Ordered layered N-doped KTiNbO5/g-C3N4 heterojunction with enhanced visible light photocatalytic activity

Abstract

A facile one-step calcination approach for the synthesis of ordered layered N-doped KTiNbO5/g-C3N4 (NTNO/CN) heterojunction composites was developed. It was found that KTiNbO5 layers were in-situ doped by nitrogen atoms to form N-KTiNbO5 and two-layered g-C3N4 nanosheets were formed within the interlayers of N-KTiNbO5 due to the space-confined effects. The photocatalytic performance of the resulted composites was evaluated by the degradation of rhodamine B (RhB) and bisphenol A (BPA) under visible light irradiation. N-KTiNbO5 coupled with a proper amount of g-C3N4 exhibited an excellent photocatalytic performance due to the synthetic effects of N doping and layered heterojunction, leading to the high efficiency of light harvesting and charge separation.

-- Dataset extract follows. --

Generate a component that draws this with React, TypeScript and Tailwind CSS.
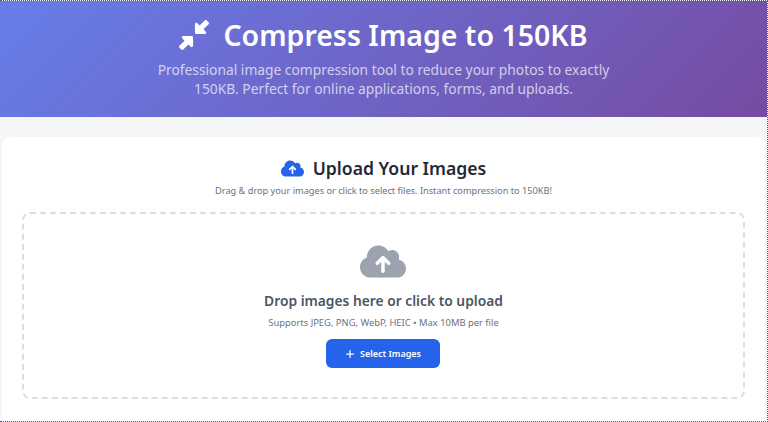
import { FaCloudArrowUp, FaDownLeftAndUpRightToCenter, FaPlus } from 'react-icons/fa6';

export default function App() {
  return (
    <div className="h-[422px] w-[768px] overflow-hidden border-t border-r border-b border-dotted border-[#555b6e] bg-[#f5f6f8] font-['Noto_Sans','Open_Sans',sans-serif]">
      <header className="flex h-[116px] flex-col items-center bg-[linear-gradient(135deg,#667eea_0%,#764ba2_100%)] pt-[14px] text-white">
        <h1 className="flex h-[40px] items-center gap-[14px] text-[28.5px] leading-[40px] font-semibold">
          <FaDownLeftAndUpRightToCenter className="h-[30px] w-[30px]" />
          Compress Image to 150KB
        </h1>
        <p className="mt-[5px] w-[480px] text-center text-[13.8px] leading-[19px] text-white/70">
          Professional image compression tool to reduce your photos to exactly 150KB. Perfect for online applications, forms, and uploads.
        </p>
      </header>

      <main className="px-[2px] pt-[20px]">
        <section className="h-[300px] w-[763px] rounded-lg bg-white px-[20px] pt-[17px]">
          <h2 className="flex h-[28px] items-center justify-center gap-[9px] text-[17.6px] leading-[28px] font-semibold text-[#1f2937]">
            <FaCloudArrowUp className="h-[19px] w-[23px] text-[#2563eb]" />
            Upload Your Images
          </h2>
          <p className="mt-[2px] text-center text-[9.2px] leading-[14px] text-[#6b7280]">
            Drag &amp; drop your images or click to select files. Instant compression to 150KB!
          </p>

          <div className="mt-[14px] flex h-[187px] flex-col items-center rounded-lg border-2 border-dashed border-[#d8dfe9] pt-[29px]">
            <FaCloudArrowUp className="mr-[1px] h-[37px] w-[46px] text-[#9ca3af]" />
            <p className="mt-[11px] text-[13.8px] leading-[20px] font-semibold text-[#4b5563]">Drop images here or click to upload</p>
            <p className="mt-[5px] text-[9.4px] leading-[14px] text-[#6b7280]">Supports JPEG, PNG, WebP, HEIC • Max 10MB per file</p>
            <button className="mt-[9px] mr-[1px] flex h-[29px] w-[114px] items-center justify-center gap-[5px] rounded-md bg-[#2563eb] text-[9px] font-semibold text-white">
              <FaPlus className="h-[10px] w-[10px]" />
              Select Images
            </button>
          </div>
        </section>
      </main>
    </div>
  );
}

Especially, the in-situ intercalated two-layered g-C3N4 nanosheets can significantly increase the contact area with N-KTiNbO5 layers for efficient charge transfer across the interface, showing a much greater effect on the enhanced photocatalytic activity than those on the pure surface of N-KTiNbO5. It is expected that such a layered heterojunction can greatly speed up the separation and efficient transfer of photogenerated charge carriers. The active species of O2− played a leading role in the photocatalytic process while h+ contributed to a lesser extent during the photocatalytic degradation of RhB over NTNO/CN-1, as determined by the active species capture experiment and ESR spectra. This work provides a new insight into the preparation of layered heterojunction hybrids with ordered alternative layered structure, and thus opens up the possibility of ‘design-and-build’ 2D layered heterojunctions for large-scale theoretical exploration and practical applications.